Kathy Shock is an active member of the Oxford Jewish community. Her own father left Vienna via Dachau, then fought in the British army after a period in Kitchener Camp Pioneer Corps and met her Jewish English mother in London.  He managed to bring his own parents over to the UK on a domestic visa just in time and most of her family were dispersed across the world, rather than perishing in the Holocaust.  But her roots and their journeys are similar to those of the author, as are those of countless Jews spread worldwide.

“….a very readable account of the author’s personal journey” Tina Delavre

“The House on Thömerstraße” is a very readable account of the author’s personal journey into uncovering his true identity. When he discovers that his mother was Jewish, he embarks upon a fascinating journey into the past which leads him from the Isle of Man, where his mother was interned, to the house of his great grandparents in Upper Silesia.

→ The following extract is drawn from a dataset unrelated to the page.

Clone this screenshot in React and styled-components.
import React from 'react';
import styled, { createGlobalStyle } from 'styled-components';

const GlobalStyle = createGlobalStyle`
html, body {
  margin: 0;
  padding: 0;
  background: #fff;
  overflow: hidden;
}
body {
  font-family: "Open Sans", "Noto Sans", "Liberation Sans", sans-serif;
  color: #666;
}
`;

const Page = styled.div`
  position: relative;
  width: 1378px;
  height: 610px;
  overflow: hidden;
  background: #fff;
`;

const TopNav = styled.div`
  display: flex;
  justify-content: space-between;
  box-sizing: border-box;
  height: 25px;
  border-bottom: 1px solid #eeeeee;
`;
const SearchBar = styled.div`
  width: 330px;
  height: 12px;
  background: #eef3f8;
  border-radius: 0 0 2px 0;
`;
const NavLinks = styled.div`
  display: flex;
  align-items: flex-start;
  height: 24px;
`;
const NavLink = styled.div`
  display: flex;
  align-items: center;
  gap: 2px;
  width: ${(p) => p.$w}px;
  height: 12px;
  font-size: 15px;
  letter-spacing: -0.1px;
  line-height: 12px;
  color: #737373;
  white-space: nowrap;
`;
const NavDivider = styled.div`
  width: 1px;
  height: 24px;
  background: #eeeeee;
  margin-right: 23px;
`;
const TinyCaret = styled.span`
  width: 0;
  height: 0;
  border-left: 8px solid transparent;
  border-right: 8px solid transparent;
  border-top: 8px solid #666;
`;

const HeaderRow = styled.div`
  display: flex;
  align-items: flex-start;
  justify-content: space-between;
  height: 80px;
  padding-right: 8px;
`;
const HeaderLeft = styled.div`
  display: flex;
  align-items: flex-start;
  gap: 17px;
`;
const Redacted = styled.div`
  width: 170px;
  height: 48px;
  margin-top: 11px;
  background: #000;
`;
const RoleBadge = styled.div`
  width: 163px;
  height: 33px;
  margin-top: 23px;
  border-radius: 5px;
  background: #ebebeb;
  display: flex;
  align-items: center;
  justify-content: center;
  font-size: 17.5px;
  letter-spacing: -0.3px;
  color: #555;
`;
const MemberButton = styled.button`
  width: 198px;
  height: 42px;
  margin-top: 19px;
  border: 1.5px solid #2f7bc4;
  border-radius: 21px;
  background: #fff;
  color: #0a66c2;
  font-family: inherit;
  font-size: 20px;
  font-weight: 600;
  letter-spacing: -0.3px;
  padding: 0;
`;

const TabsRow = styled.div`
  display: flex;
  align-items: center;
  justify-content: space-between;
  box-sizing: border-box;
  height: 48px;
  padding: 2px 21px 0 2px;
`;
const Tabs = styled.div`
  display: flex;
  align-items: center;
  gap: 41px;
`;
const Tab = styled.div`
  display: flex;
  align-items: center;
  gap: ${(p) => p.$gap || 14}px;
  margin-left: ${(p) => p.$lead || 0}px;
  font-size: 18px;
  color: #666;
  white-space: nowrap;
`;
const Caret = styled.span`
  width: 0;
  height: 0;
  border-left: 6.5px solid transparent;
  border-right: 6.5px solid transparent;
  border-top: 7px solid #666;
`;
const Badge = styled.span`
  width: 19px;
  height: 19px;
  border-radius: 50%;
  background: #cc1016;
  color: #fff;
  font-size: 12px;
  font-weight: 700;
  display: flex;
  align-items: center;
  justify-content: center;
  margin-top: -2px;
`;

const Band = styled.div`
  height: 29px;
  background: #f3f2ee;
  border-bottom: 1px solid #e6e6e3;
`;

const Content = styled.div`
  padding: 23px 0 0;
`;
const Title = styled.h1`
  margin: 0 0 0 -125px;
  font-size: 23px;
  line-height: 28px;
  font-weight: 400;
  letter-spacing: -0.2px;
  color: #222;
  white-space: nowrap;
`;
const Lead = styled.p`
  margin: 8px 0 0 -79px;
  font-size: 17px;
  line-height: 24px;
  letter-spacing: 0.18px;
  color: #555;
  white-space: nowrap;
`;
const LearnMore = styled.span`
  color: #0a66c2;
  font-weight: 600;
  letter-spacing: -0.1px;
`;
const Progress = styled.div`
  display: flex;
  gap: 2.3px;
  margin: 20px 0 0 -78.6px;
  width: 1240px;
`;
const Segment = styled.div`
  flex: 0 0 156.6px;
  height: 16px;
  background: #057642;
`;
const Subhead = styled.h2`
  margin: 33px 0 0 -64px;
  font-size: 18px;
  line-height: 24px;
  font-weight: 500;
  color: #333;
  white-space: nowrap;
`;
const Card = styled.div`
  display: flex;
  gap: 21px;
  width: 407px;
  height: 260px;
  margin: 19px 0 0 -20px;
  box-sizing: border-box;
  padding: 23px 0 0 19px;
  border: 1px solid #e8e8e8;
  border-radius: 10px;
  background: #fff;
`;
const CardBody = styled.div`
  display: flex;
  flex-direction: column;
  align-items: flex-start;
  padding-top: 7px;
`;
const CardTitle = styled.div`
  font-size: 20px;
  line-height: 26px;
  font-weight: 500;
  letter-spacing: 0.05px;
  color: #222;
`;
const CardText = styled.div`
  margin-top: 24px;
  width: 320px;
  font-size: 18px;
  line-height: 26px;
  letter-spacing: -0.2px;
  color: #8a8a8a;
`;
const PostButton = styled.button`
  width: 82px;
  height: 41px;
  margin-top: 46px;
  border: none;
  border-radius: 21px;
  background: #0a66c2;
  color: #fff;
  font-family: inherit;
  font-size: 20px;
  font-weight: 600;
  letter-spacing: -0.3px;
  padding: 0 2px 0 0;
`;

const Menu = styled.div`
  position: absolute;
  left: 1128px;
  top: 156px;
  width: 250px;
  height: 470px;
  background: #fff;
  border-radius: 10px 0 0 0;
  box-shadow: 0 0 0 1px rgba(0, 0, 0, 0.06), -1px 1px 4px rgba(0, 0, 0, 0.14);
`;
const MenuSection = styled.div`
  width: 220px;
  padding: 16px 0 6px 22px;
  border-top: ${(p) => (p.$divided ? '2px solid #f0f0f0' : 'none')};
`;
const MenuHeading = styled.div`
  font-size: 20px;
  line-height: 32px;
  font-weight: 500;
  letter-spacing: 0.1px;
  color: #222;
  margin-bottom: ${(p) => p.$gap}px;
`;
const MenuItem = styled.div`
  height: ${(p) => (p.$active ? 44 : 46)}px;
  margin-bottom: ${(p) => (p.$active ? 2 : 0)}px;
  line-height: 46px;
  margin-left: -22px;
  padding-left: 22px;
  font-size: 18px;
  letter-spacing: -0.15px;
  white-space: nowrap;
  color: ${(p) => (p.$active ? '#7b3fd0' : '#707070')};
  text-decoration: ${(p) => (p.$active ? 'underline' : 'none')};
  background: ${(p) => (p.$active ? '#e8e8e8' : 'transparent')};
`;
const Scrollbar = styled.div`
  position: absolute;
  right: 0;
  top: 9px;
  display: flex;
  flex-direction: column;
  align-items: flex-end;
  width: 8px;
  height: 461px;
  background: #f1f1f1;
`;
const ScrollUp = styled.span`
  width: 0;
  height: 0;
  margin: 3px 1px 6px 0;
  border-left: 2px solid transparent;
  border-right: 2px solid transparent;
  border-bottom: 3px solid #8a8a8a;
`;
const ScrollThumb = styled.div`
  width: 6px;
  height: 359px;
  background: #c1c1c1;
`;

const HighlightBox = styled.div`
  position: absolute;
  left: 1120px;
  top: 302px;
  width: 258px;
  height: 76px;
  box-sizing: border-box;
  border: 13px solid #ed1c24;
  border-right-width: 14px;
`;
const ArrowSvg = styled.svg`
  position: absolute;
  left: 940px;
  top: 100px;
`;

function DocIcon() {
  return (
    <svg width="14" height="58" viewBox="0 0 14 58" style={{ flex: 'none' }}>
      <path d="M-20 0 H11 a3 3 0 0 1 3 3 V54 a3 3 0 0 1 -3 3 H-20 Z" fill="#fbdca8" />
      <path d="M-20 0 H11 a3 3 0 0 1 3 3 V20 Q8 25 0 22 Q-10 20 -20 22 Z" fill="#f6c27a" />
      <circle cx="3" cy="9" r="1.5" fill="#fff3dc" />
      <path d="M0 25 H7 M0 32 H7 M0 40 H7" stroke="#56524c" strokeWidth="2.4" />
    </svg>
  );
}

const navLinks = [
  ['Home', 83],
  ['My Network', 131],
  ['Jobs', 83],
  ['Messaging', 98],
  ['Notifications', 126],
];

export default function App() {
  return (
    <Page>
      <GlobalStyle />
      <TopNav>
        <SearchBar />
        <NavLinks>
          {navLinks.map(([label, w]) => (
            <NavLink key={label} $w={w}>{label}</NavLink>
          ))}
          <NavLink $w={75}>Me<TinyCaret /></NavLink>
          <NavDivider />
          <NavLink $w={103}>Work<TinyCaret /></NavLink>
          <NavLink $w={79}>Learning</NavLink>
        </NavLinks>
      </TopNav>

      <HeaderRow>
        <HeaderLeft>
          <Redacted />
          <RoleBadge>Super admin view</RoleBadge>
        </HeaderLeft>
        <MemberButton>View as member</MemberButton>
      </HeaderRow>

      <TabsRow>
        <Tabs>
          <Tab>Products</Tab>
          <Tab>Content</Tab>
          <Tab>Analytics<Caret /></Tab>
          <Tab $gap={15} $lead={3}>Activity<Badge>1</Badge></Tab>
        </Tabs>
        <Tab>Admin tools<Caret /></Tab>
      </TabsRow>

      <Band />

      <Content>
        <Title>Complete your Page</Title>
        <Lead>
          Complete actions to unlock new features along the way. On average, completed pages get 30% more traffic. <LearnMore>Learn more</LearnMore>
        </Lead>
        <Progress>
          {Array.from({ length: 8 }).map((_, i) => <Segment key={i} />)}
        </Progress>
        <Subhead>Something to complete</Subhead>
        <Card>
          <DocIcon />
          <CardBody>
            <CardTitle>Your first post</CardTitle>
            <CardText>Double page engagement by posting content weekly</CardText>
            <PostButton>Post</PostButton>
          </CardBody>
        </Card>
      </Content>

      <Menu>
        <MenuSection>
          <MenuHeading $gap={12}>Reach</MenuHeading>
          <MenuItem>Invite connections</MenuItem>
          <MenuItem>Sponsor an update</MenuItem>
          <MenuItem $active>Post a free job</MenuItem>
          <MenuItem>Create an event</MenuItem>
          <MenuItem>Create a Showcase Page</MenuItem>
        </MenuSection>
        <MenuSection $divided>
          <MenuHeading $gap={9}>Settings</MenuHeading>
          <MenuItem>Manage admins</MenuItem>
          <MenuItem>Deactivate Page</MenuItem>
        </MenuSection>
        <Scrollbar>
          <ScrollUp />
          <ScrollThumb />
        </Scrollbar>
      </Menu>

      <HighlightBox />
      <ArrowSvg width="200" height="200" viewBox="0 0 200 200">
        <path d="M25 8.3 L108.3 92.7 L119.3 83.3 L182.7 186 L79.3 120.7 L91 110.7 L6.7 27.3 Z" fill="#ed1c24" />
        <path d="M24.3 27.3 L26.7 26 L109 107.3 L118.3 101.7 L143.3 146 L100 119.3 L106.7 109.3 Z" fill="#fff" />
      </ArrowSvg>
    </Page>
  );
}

Tina Delavre is Honorary Vice President of B’nai B’rith, Frankfurt and Editor of the Jewish  Immigrants Journal ‘Unsere Stimme’  

“An engrossing family tale of tragedy, survival and renewal……” Dr Leah Kaye

Ron Vincent’s book travels through time. His story spans 150 years and shares an engrossing family tale of tragedy, survival and renewal. But at its heart, this is a man’s quest for identity and belonging which he ultimately finds in his maternal lineage to the Bohm family.

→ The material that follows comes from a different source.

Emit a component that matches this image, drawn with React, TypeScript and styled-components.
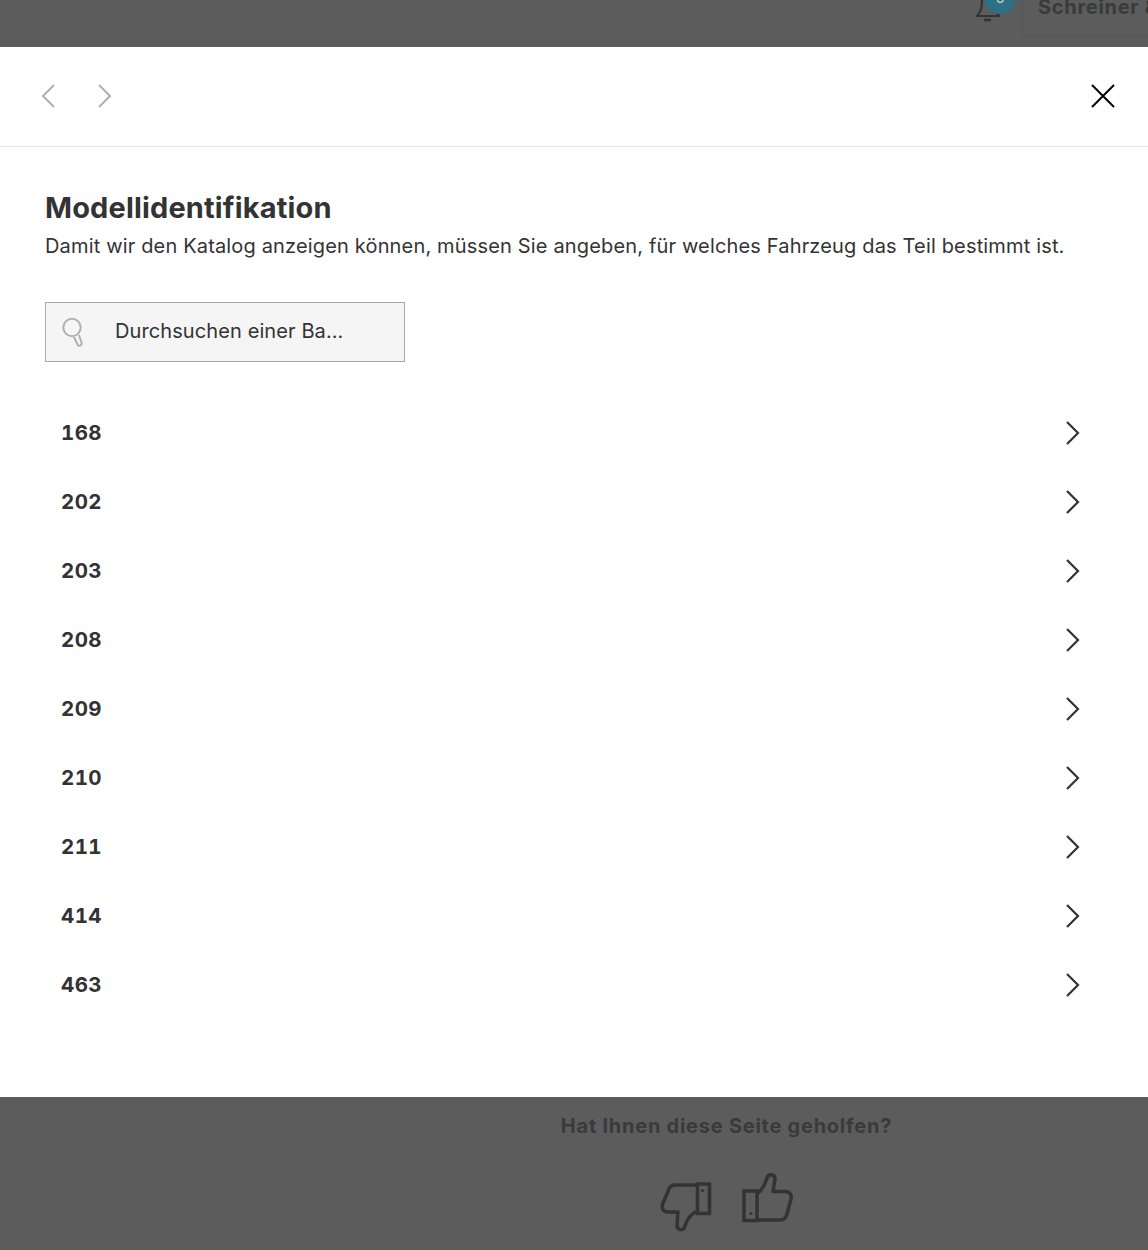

There is much to discover when reading this book – the sadness and bravery of the individuals who survived but ultimately the intimacy in the rich fabric of family which is something the Holocaust could not destroy. Yes, the Holocaust left its scars and wounds but it also built resilience and gave the Bohm family new beginnings in far-off lands, which is something that may never have been deemed possible or even imaginable to Louis and Jenni Bohm. Their legacy lives on in this book.

Dr Leah Kaye is an experienced management consultant and academic with over 30 years experience in higher education, organisational training and management education.